* EXERCISE INPUT
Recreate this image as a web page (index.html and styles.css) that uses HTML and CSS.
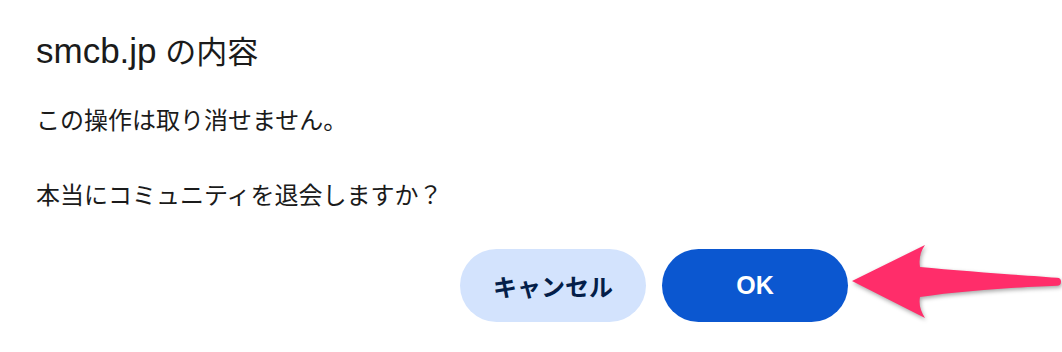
FILE: index.html
```html
<!DOCTYPE html>
<html lang="ja">
<head>
<meta charset="utf-8">
<title>smcb.jp の内容</title>
<link rel="stylesheet" href="styles.css">
</head>
<body>
<div class="dialog">
  <h1 class="title"><span class="host">smcb.jp</span> の内容</h1>
  <p class="message">この操作は取り消せません。<br><br>本当にコミュニティを退会しますか？</p>
  <div class="actions">
    <button class="btn btn-cancel">キャンセル</button>
    <button class="btn btn-ok">OK</button>
  </div>
</div>
<svg class="pointer" width="222" height="95" viewBox="0 0 222 95" aria-hidden="true">
  <path d="M12,46 L85,10 Q78,20 80,32 C120,36 180,40 217,42.7 A4,4 0 0 1 217,50.7 C180,52 120,56 80,62 Q78,72 85,83 Z" fill="#ff2d6a"/>
</svg>
</body>
</html>
```

FILE: styles.css
```css
html, body {
  margin: 0;
  padding: 0;
  background: #ffffff;
}

body {
  width: 1062px;
  height: 352px;
  position: relative;
  overflow: hidden;
  font-family: "Liberation Sans", "Noto Sans CJK JP", sans-serif;
  color: #1b1b1b;
}

.dialog {
  width: 848px;
  padding: 31px 0 0 36px;
  box-sizing: border-box;
}

.title {
  margin: 0;
  font-size: 31px;
  line-height: 40px;
  font-weight: normal;
  color: #1b1b1b;
}

.host {
  font-size: 35px;
  line-height: 40px;
}

.message {
  margin: 29px 0 0 0;
  font-size: 24px;
  line-height: 37.5px;
  color: #1b1b1b;
}

.actions {
  display: flex;
  justify-content: flex-end;
  gap: 16px;
  margin-top: 34.5px;
}

.btn {
  width: 186px;
  height: 73px;
  border: none;
  border-radius: 36.5px;
  font-family: "Liberation Sans", "Noto Sans CJK JP", sans-serif;
  font-weight: bold;
  display: flex;
  align-items: center;
  justify-content: center;
  padding: 0;
}

.btn-cancel {
  background: #d3e3fd;
  color: #041e49;
  font-size: 24px;
}

.btn-ok {
  background: #0b57d0;
  color: #ffffff;
  font-size: 25px;
}

.pointer {
  position: absolute;
  left: 840px;
  top: 235px;
  filter: drop-shadow(1px 2px 2px rgba(0, 0, 0, 0.35));
}
```
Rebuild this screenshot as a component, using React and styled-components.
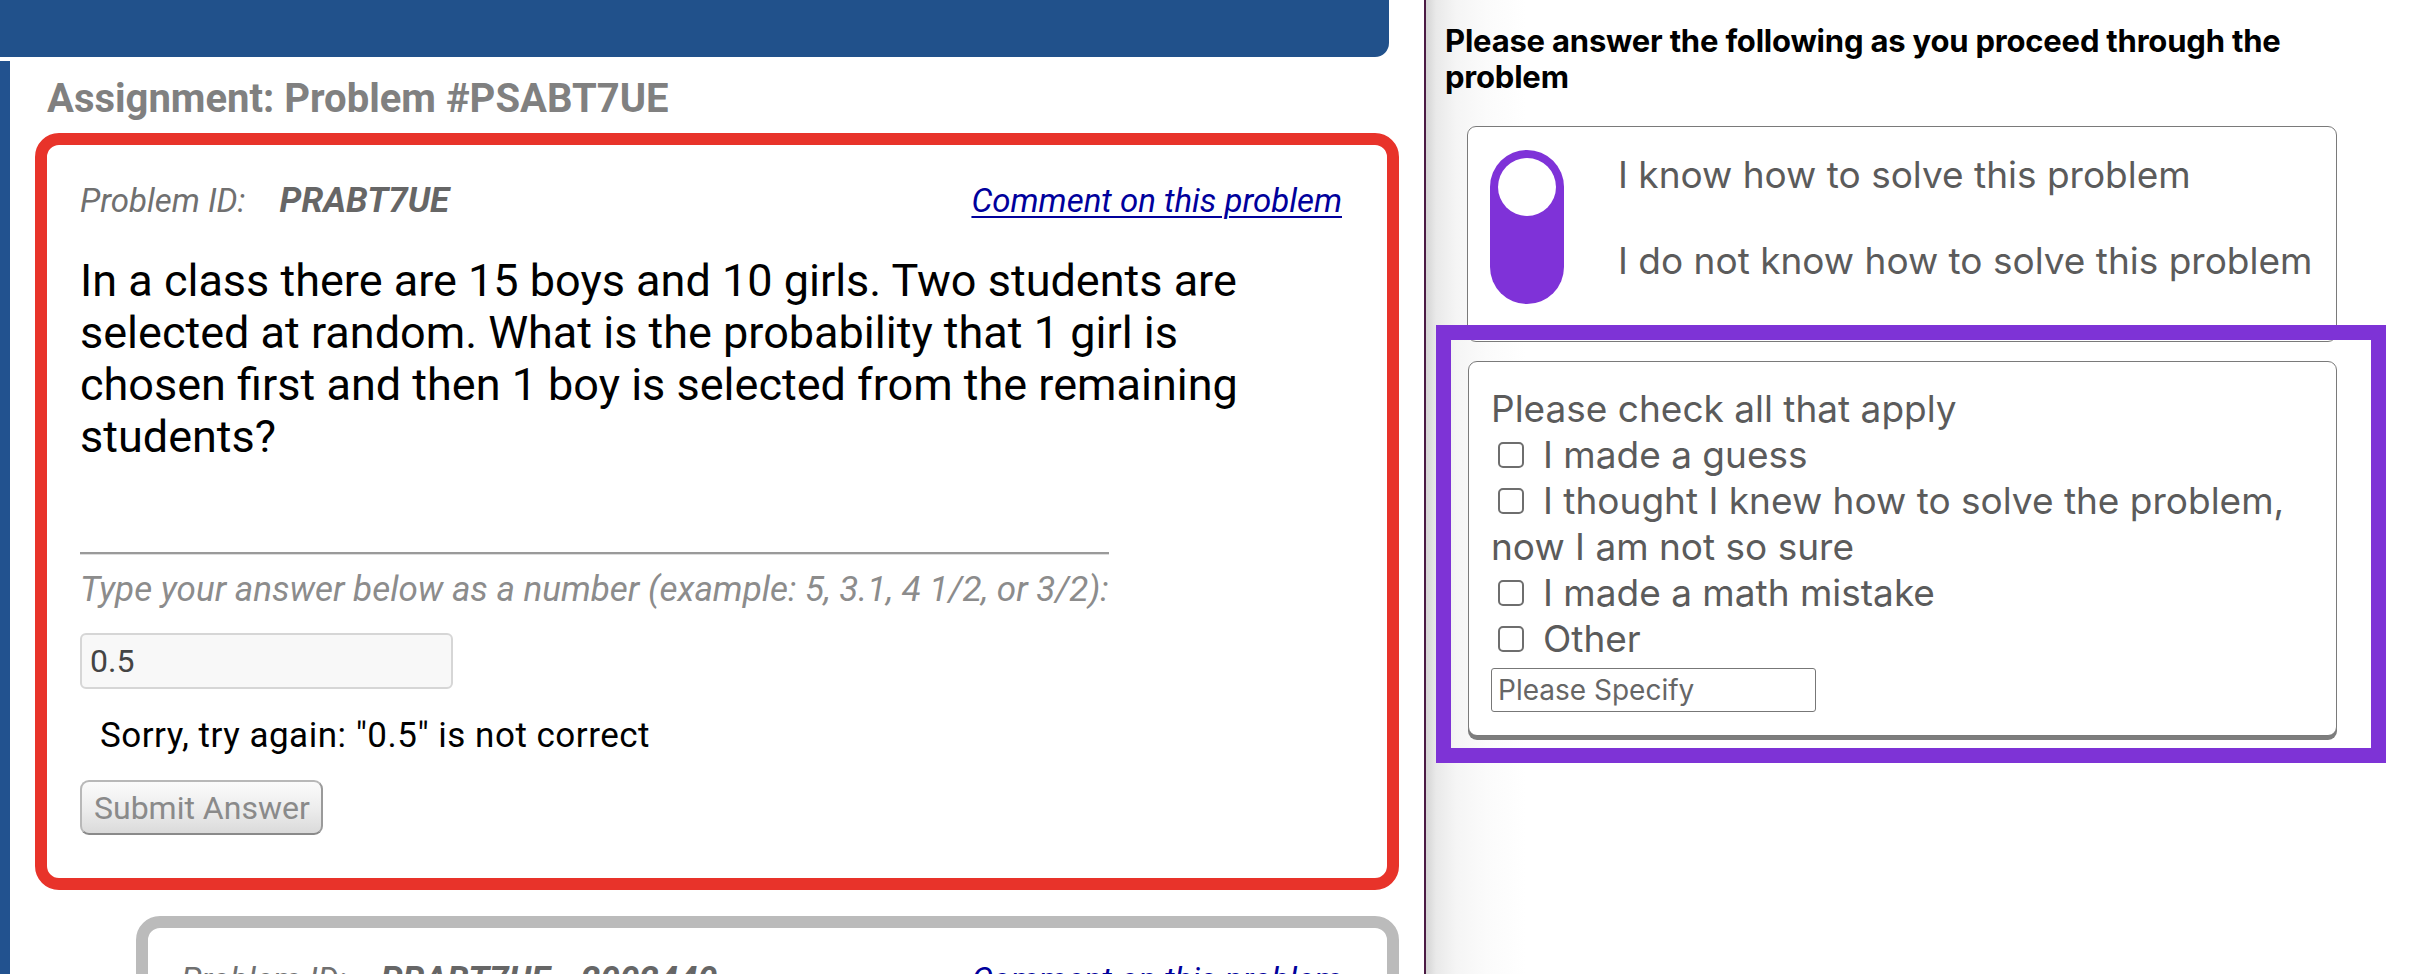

* JOB
Omit any images, then output the listing exactly.

* FINISHED TASK
Recreate this image as a web page (index.html and styles.css) that uses HTML and CSS.
FILE: index.html
```html
<!DOCTYPE html>
<html lang="ja">
<head>
<meta charset="utf-8">
<title>smcb.jp の内容</title>
<link rel="stylesheet" href="styles.css">
</head>
<body>
<div class="dialog">
  <h1 class="title"><span class="host">smcb.jp</span> の内容</h1>
  <p class="message">この操作は取り消せません。<br><br>本当にコミュニティを退会しますか？</p>
  <div class="actions">
    <button class="btn btn-cancel">キャンセル</button>
    <button class="btn btn-ok">OK</button>
  </div>
</div>
<svg class="pointer" width="222" height="95" viewBox="0 0 222 95" aria-hidden="true">
  <path d="M12,46 L85,10 Q78,20 80,32 C120,36 180,40 217,42.7 A4,4 0 0 1 217,50.7 C180,52 120,56 80,62 Q78,72 85,83 Z" fill="#ff2d6a"/>
</svg>
</body>
</html>
```

FILE: styles.css
```css
html, body {
  margin: 0;
  padding: 0;
  background: #ffffff;
}

body {
  width: 1062px;
  height: 352px;
  position: relative;
  overflow: hidden;
  font-family: "Liberation Sans", "Noto Sans CJK JP", sans-serif;
  color: #1b1b1b;
}

.dialog {
  width: 848px;
  padding: 31px 0 0 36px;
  box-sizing: border-box;
}

.title {
  margin: 0;
  font-size: 31px;
  line-height: 40px;
  font-weight: normal;
  color: #1b1b1b;
}

.host {
  font-size: 35px;
  line-height: 40px;
}

.message {
  margin: 29px 0 0 0;
  font-size: 24px;
  line-height: 37.5px;
  color: #1b1b1b;
}

.actions {
  display: flex;
  justify-content: flex-end;
  gap: 16px;
  margin-top: 34.5px;
}

.btn {
  width: 186px;
  height: 73px;
  border: none;
  border-radius: 36.5px;
  font-family: "Liberation Sans", "Noto Sans CJK JP", sans-serif;
  font-weight: bold;
  display: flex;
  align-items: center;
  justify-content: center;
  padding: 0;
}

.btn-cancel {
  background: #d3e3fd;
  color: #041e49;
  font-size: 24px;
}

.btn-ok {
  background: #0b57d0;
  color: #ffffff;
  font-size: 25px;
}

.pointer {
  position: absolute;
  left: 840px;
  top: 235px;
  filter: drop-shadow(1px 2px 2px rgba(0, 0, 0, 0.35));
}
```
Rebuild this screenshot as a component, using React and styled-components.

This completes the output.